AI is Single Threaded in EVERY game for good reason - it has to be. nobody on the planet earth has yet to figure out a way to split the calculations to other threads without blowing up some or all of the AI processing. no matter what you split off you create a problem because Processor Cores don't technically talk to each other.

if you split pathfinding, AI will collide with each other constantly and get stuck because they don't know the other AI exist.
actually frankly, if you split basically any segment, this is what happens for everything. once it's in a different Thread, the AI no longer knows that part of the processing exists. and trying to communicate the data back makes the AI Thread even slower, when it's already often a nightmarishly slow Thread in games as it is.

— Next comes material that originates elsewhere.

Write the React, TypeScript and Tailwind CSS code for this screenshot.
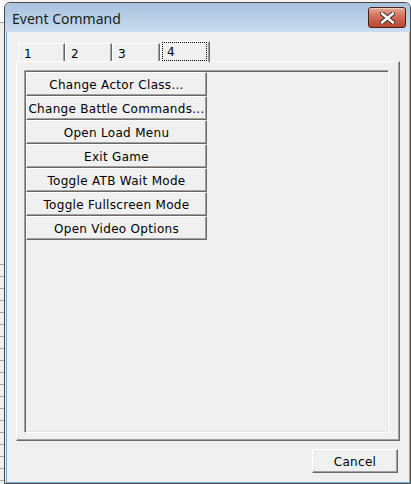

as ever, the story is "making really cool complex AI that acts dynamically to everything is really easy - making that AI actually run on any computer in the world is a different story".

this is why 99% of Video Games still run on 1/2 Threads. usually one Thread for Game state, AI... Physics... the kitchen sink... and one Thread for smaller modules that don't really need to be synced to the core of the game, like User Interface.
inb4 "but i see all 1598276 of my Processor Cores being used, so it must support and utilize that many Threads" - incorrect. software can only utilize as many Threads as it knows how to.
having more Processor Cores doesn't change that. period. a game that can utilize 4 Threads is already something of a rare miracle. pending genre ofcourse. a game that doesn't have any AI to worry about has a huge load lifted and is a lot easier to Multi-Thread.


that's probably more than enough off topic stuff though.